- Genre: Political Thriller
- Written by: Štefan Titka
- Directed by: Lukáš Hanulák
- Starring: Miroslav Donutil Jan Révai Eliza Rycembel
- Countries of origin: Czech Republic Slovakia Ukraine
- Original language: Czech
- No. of seasons: 1
- No. of episodes: 3

Production
- Running time: 55 minutes
- Production companies: Bionaut Raketa

Original release
- Network: Canal+ Czech Republic
- Release: 27 May – 10 June 2025

= Moloch (miniseries) =

Moloch is a political thriller series. It is second project of Czech Canal+. It is the first series from Central Europe to receive support from Eurimages’ Pilot Programme for Series Coproductions. It is also backed by incentives programme of the Czech Film Fund and the Slovak Audiovisual Fund.

==Plot==
After an assassination attempt on the president of the Czech Republic, investigative journalist Martin Braun teams up with a young online investigator Julie to uncover truth behind the attack.

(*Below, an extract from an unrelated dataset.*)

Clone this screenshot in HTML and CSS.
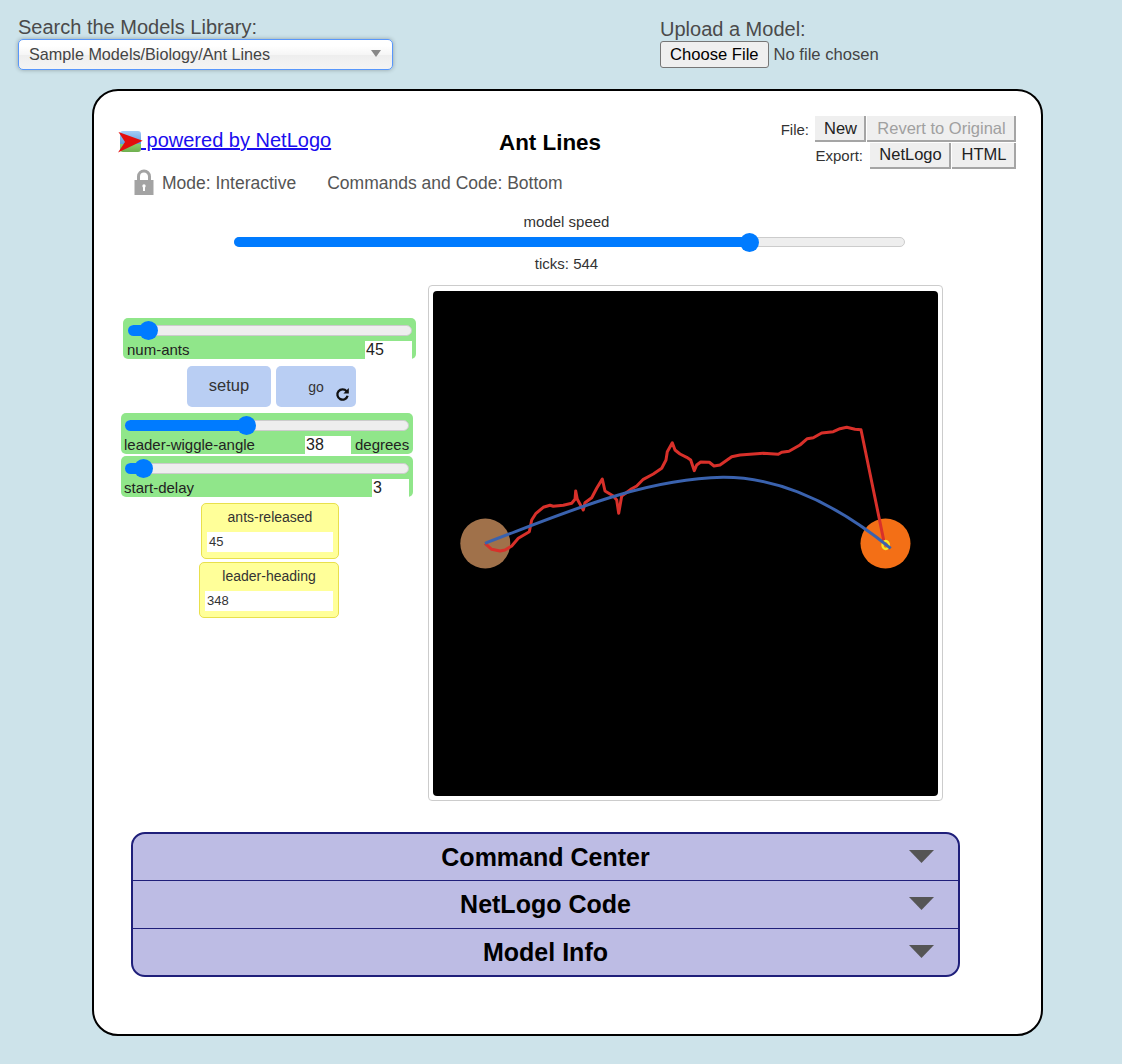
FILE: index.html
```html
<!DOCTYPE html>
<html lang="en">
<head>
    <meta charset="UTF-8">
    <meta name="viewport" content="width=device-width, initial-scale=1.0">
    <title>NetLogo Web</title>
    <link rel="stylesheet" href="styles.css">
</head>
<body>
    <div class="topbar">
        <div class="library">
            <div class="top-label">Search the Models Library:</div>
            <div class="model-select">
                <span>Sample Models/Biology/Ant Lines</span>
                <i class="select-arrow"></i>
            </div>
        </div>
        <div class="upload">
            <div class="top-label">Upload a Model:</div>
            <input type="file" class="file-input">
        </div>
    </div>

    <div class="card">
        <div class="header">
            <a class="powered" href="#"><svg class="logo" width="26" height="22" viewBox="0 0 26 22">
                    <defs>
                        <linearGradient id="sky" x1="0" y1="0" x2="0" y2="1">
                            <stop offset="0" stop-color="#a5cdf7"/>
                            <stop offset="0.6" stop-color="#5f9fe0"/>
                            <stop offset="0.61" stop-color="#8ccb6a"/>
                            <stop offset="1" stop-color="#6fb04f"/>
                        </linearGradient>
                    </defs>
                    <rect x="3" y="0" width="21" height="21" rx="3" fill="url(#sky)"/>
                    <polygon points="1.5,1 25.7,9.7 1,21.5 8,11" fill="#e30d0d"/>
                </svg> powered by NetLogo</a>
            <h1 class="title">Ant Lines</h1>
            <div class="file-tools">
                <div class="tool-row">
                    <span class="tool-label file-label">File:</span>
                    <button class="tool-btn btn-new">New</button>
                    <button class="tool-btn btn-revert">Revert to Original</button>
                </div>
                <div class="tool-row">
                    <span class="tool-label">Export:</span>
                    <button class="tool-btn btn-netlogo">NetLogo</button>
                    <button class="tool-btn btn-html">HTML</button>
                </div>
            </div>
        </div>

        <div class="mode-row">
            <svg class="lock" width="20" height="26" viewBox="0 0 20 26">
                <path d="M4.5 12V7.5a5.5 5.5 0 0 1 11 0V12" fill="none" stroke="#a3a3a3" stroke-width="3"/>
                <rect x="0.5" y="11" width="19" height="15" fill="#a3a3a3"/>
                <rect x="9" y="17" width="2" height="5" fill="#fff"/>
                <circle cx="10" cy="17" r="1.7" fill="#fff"/>
            </svg>
            <span class="mode-text">Mode: Interactive</span>
            <span class="mode-text code-pos">Commands and Code: Bottom</span>
        </div>

        <div class="speed">
            <div class="speed-label">model speed</div>
            <div class="track speed-track"><div class="fill" style="width: 516px"></div></div>
            <div class="speed-label ticks">ticks: 544</div>
        </div>

        <div class="main">
            <div class="widgets">
                <div class="slider slider-ants">
                    <div class="track"><div class="fill" style="width: 21px"></div></div>
                    <div class="slider-info">
                        <span class="slider-name">num-ants</span>
                        <span class="slider-value value-ants">45</span>
                    </div>
                </div>
                <div class="buttons">
                    <button class="run-btn btn-setup">setup</button>
                    <button class="run-btn btn-go">
                        <span>go</span>
                        <svg class="forever" width="15" height="15" viewBox="0 0 15 15">
                            <path d="M11.6 4.2A5.2 5.2 0 1 0 12.6 8.8" fill="none" stroke="#111" stroke-width="2.3"/>
                            <polygon points="13.8,1 13.8,6.6 8.4,6.6" fill="#111"/>
                        </svg>
                    </button>
                </div>
                <div class="slider slider-angle">
                    <div class="track"><div class="fill" style="width: 122px"></div></div>
                    <div class="slider-info">
                        <span class="slider-name">leader-wiggle-angle</span>
                        <span class="slider-value value-angle">38</span>
                        <span class="slider-units">degrees</span>
                    </div>
                </div>
                <div class="slider slider-delay">
                    <div class="track"><div class="fill" style="width: 19px"></div></div>
                    <div class="slider-info">
                        <span class="slider-name">start-delay</span>
                        <span class="slider-value value-delay">3</span>
                    </div>
                </div>
                <div class="monitor monitor-ants">
                    <div class="monitor-name">ants-released</div>
                    <div class="monitor-value">45</div>
                </div>
                <div class="monitor monitor-heading">
                    <div class="monitor-name">leader-heading</div>
                    <div class="monitor-value">348</div>
                </div>
            </div>

            <div class="view">
                <svg class="world" width="505" height="505" viewBox="433 291 505 505">
                    <circle cx="485.3" cy="543.5" r="25" fill="#a0714a"/>
                    <circle cx="885.5" cy="543.5" r="25" fill="#f36f16"/>
                    <polyline class="trail red" points="485,543.3 491.7,549.3 500,551 505,550 511.7,546 518.3,538.3 529.3,531.7 531.7,520 536,513.3 543.3,507.3 550,505.3 553.3,506.3 563.3,505.3 571.7,503.3 575,499.3 575.7,491 577.3,499.3 583.3,510 585,502.7 591.7,497.7 596.7,488.3 602.3,479 605,491 613.3,496 616.7,500 618.7,513.3 621.7,496 631.7,488.7 636.7,486 643.3,479.3 653.3,474 661.7,468.3 666,460 667.3,451.7 672.3,442.7 675,450 680,454 686.7,457.3 690.7,460 694.3,470.7 696.7,465 700.7,462 709.3,462.3 714,466 720,465 731.7,456.7 740,455 763.3,453.3 778.3,454.3 781.7,452.3 789,451.3 800,445 807.3,438.7 813.3,437.7 821.7,433 833.3,431.7 840,428.7 846.7,427.3 855,429.3 861,429.7 884,541.7"/>
                    <ellipse cx="885.7" cy="545" rx="3.2" ry="4" fill="none" stroke="#f5e626" stroke-width="2.4"/>
                    <path class="trail blue" d="M485 543.3C560 515 640 479 723 477.3C780 477 835 503 890.7 548.3"/>
                </svg>
            </div>
        </div>

        <div class="accordion">
            <div class="acc-row"><span class="acc-title">Command Center</span><i class="acc-arrow"></i></div>
            <div class="acc-row"><span class="acc-title">NetLogo Code</span><i class="acc-arrow"></i></div>
            <div class="acc-row"><span class="acc-title">Model Info</span><i class="acc-arrow"></i></div>
        </div>
    </div>
</body>
</html>
```

FILE: styles.css
```css
body {
    margin: 0;
    height: 1064px;
    overflow: hidden;
    background-color: #cde3ea;
    font-family: 'Liberation Sans', Arial, sans-serif;
    color: #444;
}

.topbar {
    display: flex;
    height: 89px;
    padding-left: 18px;
    box-sizing: border-box;
}

.library {
    width: 642px;
    padding-top: 16px;
}

.upload {
    padding-top: 18px;
}

.top-label {
    font-size: 20px;
    line-height: 23px;
    color: #4a4a4a;
}

.model-select {
    display: flex;
    align-items: center;
    justify-content: space-between;
    box-sizing: border-box;
    width: 375px;
    height: 31px;
    padding: 0 11px 0 10px;
    border: 1px solid #5897fb;
    border-radius: 5px;
    background: linear-gradient(#fff 20%, #f6f6f6 50%, #eee 52%, #f4f4f4);
    box-shadow: 0 0 4px rgba(0, 0, 0, 0.3);
    font-size: 16.2px;
    color: #444;
}

.select-arrow {
    width: 0;
    height: 0;
    margin-top: -3px;
    border-left: 5px solid transparent;
    border-right: 5px solid transparent;
    border-top: 7px solid #888;
}

.file-input {
    display: block;
    font-family: 'Liberation Sans', Arial, sans-serif;
    font-size: 16.6px;
    color: #444;
}

.file-input::file-selector-button {
    height: 27px;
    margin-right: 5px;
    padding: 0 9px;
    border: 1px solid #767676;
    border-radius: 3px;
    background-color: #efefef;
    font-family: inherit;
    font-size: 16.6px;
    color: #000;
}

.card {
    box-sizing: border-box;
    width: 951px;
    height: 947px;
    margin-left: 92px;
    padding: 24px 0 0 26px;
    border: 2px solid #000;
    border-radius: 26px;
    background-color: #fff;
}

.header {
    display: flex;
    height: 53px;
}

.powered {
    width: 340px;
    margin-top: 14px;
    font-size: 20px;
    color: #1a0dee;
}

.logo {
    margin: 0 -2px 0 -3px;
    vertical-align: -6px;
}

.title {
    width: 180px;
    margin: 15px 0 0;
    font-size: 22.4px;
    line-height: 26px;
    text-align: center;
    color: #000;
}

.file-tools {
    width: 376px;
}

.tool-row {
    display: flex;
    justify-content: flex-end;
    align-items: center;
    height: 27px;
}

.tool-label {
    margin-right: 6px;
    font-size: 15px;
    color: #333;
}

.file-label {
    margin-right: 5px;
    margin-top: 1px;
}

.tool-btn {
    box-sizing: border-box;
    height: 26px;
    margin-left: 1px;
    padding: 0 0 0 2px;
    border: none;
    border-right: 2px solid #a5a5a5;
    border-bottom: 2px solid #a5a5a5;
    background-color: #efefef;
    font-family: inherit;
    font-size: 16.5px;
    color: #222;
}

.btn-new { width: 51px; padding-top: 2px; }
.btn-revert { width: 149px; padding-top: 2px; color: #a0a0a0; }
.btn-netlogo { width: 81px; }
.btn-html { width: 64px; }

.mode-row {
    display: flex;
    align-items: center;
    height: 27px;
    margin-left: 14px;
}

.lock {
    margin-right: 8px;
}

.mode-text {
    margin-top: 4px;
    font-size: 17.5px;
    color: #555;
}

.code-pos {
    margin-left: 31px;
}

.speed {
    width: 671px;
    height: 90px;
    margin-left: 114px;
    padding-top: 18px;
    box-sizing: border-box;
}

.speed-label {
    padding-right: 6px;
    font-size: 15px;
    line-height: 18px;
    text-align: center;
    color: #333;
}

.ticks {
    margin-top: 8px;
}

.track {
    position: relative;
    box-sizing: border-box;
    height: 11px;
    border: 1px solid #ccc;
    border-radius: 6px;
    background-color: #eee;
}

.speed-track {
    height: 10px;
    margin-top: 6px;
}

.fill {
    position: absolute;
    left: -1px;
    top: -1px;
    height: 11px;
    border-radius: 6px 0 0 6px;
    background-color: #007bff;
}

.speed-track .fill {
    height: 10px;
}

.fill::after {
    content: "";
    position: absolute;
    right: -9px;
    top: -4px;
    width: 19px;
    height: 19px;
    border-radius: 50%;
    background-color: #007bff;
}

.main {
    display: flex;
    height: 516px;
}

.widgets {
    width: 309px;
    flex-shrink: 0;
    padding-top: 33px;
    box-sizing: border-box;
}

.slider {
    box-sizing: border-box;
    height: 41px;
    padding: 7px 4px 0 5px;
    border-radius: 5px;
    background-color: #90e68a;
}

.slider-ants {
    width: 293px;
    margin-left: 3px;
}

.slider-angle {
    width: 292px;
    margin: 6px 0 0 1px;
    padding-left: 4px;
}

.slider-delay {
    width: 292px;
    margin: 2px 0 0 1px;
    padding-left: 4px;
}

.slider-info {
    display: flex;
    align-items: flex-end;
    height: 18px;
    margin-top: 5px;
    font-size: 15px;
    line-height: 18px;
    color: #222;
}

.slider-name {
    flex: 1;
    margin-left: -1px;
}

.slider-value {
    box-sizing: border-box;
    height: 18px;
    padding-left: 1px;
    background-color: #fff;
    font-size: 16px;
    color: #222;
}

.value-ants { width: 47px; }
.value-angle { width: 46px; }
.value-delay { width: 37px; }

.slider-units {
    margin-left: 4px;
    width: 54px;
    text-align: right;
}

.buttons {
    display: flex;
    gap: 5px;
    margin: 7px 0 0 67px;
}

.run-btn {
    height: 41px;
    padding: 0;
    border: none;
    border-radius: 5px;
    background-color: #b9cef3;
    font-family: inherit;
    color: #333;
}

.btn-setup {
    width: 84px;
    font-size: 16.5px;
    padding-bottom: 2px;
}

.btn-go {
    position: relative;
    width: 80px;
    font-size: 14px;
}

.forever {
    position: absolute;
    left: 59px;
    top: 21px;
}

.monitor {
    box-sizing: border-box;
    height: 56px;
    border: 1px solid #e8e04c;
    border-radius: 5px;
    background-color: #ffff99;
    font-size: 14px;
    color: #333;
}

.monitor-ants {
    width: 138px;
    margin: 6px 0 0 81px;
    padding: 0 5px;
}

.monitor-heading {
    width: 140px;
    margin: 3px 0 0 79px;
    padding: 0 5px;
}

.monitor-name {
    height: 28px;
    line-height: 26px;
    text-align: center;
}

.monitor-value {
    height: 20px;
    padding-left: 2px;
    background-color: #fff;
    font-size: 13px;
    line-height: 20px;
}

.view {
    box-sizing: border-box;
    width: 515px;
    height: 516px;
    margin-left: -1px;
    padding: 5px 4px;
    border: 1px solid #ccc;
    border-radius: 4px;
}

.world {
    display: block;
    border-radius: 4px;
    background-color: #000;
}

.trail {
    fill: none;
    stroke-width: 3;
    stroke-linejoin: round;
}

.red { stroke: #d8302a; }
.blue { stroke: #3a62ae; }

.accordion {
    box-sizing: border-box;
    width: 829px;
    height: 145px;
    margin: 31px 0 0 11px;
    border: 2px solid #1f1f7a;
    border-radius: 14px;
    background-color: #bdbce4;
}

.acc-row {
    position: relative;
    height: 48px;
    border-bottom: 1px solid #1f1f7a;
    box-sizing: border-box;
    text-align: center;
}

.acc-row:first-child {
    height: 47px;
}

.acc-row:last-child {
    height: 46px;
    border-bottom: none;
}

.acc-title {
    font-size: 25px;
    font-weight: bold;
    line-height: 46px;
    color: #000;
}

.acc-arrow {
    position: absolute;
    right: 24px;
    top: 16px;
    width: 25px;
    height: 13px;
    background-color: #555;
    clip-path: polygon(0 0, 100% 0, 50% 100%);
}
```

They become entangled in a dangerous game of secret services, international politics and forces determined to conceal the truth for various reasons. People are dying on the way to find the truth. Martin and Julie must find out what happened soon if they don't want to end the same way.

==Cast==
- Miroslav Donutil as Viktor Toman, President of the Czech Republic
- Jan Révai as Martin Braun, investigative journalist
- Eliza Rycembel as Julie, online investigator
- Klára Issová as Táňa Rufusová, director of communication
- Jiří Chadraba as assistant Jakub
- Andrea Mohylová as policewoman Jana Müllerová
- Vladimír Kratina as Lukáš Braun, Martin's father
- Barbara Lukešová as Pavla Krausová, Prime Minister of the Czech Republic
- David Matásek as Antonín Lehovec, director of BIS
- Beáta Kaňoková as presidents daughter
- Ivana Andrlová as First Lady of the Czech Republic
- Martina Jindrová as Dominika Svátková
- Daria Plakhtii as Acton Bell
- Kryštof Bartoš as Josef Špaček, BIS agent
- Zdeněk Junák as Karel Sudek

==Episodes==

| No. | Title | Directed by | Written by | Original release date | Czech viewers (millions) |
|---|---|---|---|---|---|
| 1 | "Acton Bell" | Lukáš Hanulák | Štefan Titka | 27 May 2025 | N/A |
| 2 | "Vědomí a svědomí" | Lukáš Hanulák | Štefan Titka | 3 June 2025 | N/A |
| 3 | "V kruhu" | Lukáš Hanulák | Štefan Titka | 10 June 2025 | N/A |

==Production==
Screenwriter Štefan Titka created the miniseries concept with director Lukáš Hanulák and Vratislav Šlajer. He said that topic of the series became actual with recent the assassination attempts on Donald Trump and Slovak Prime Minister Robert Fico.

Shooting started on 22 July 2024 in the Czech Republic. Shooting is set to continue until the end of October 2024 in Slovakia and Ukraine. Premiere is set for Spring 2025.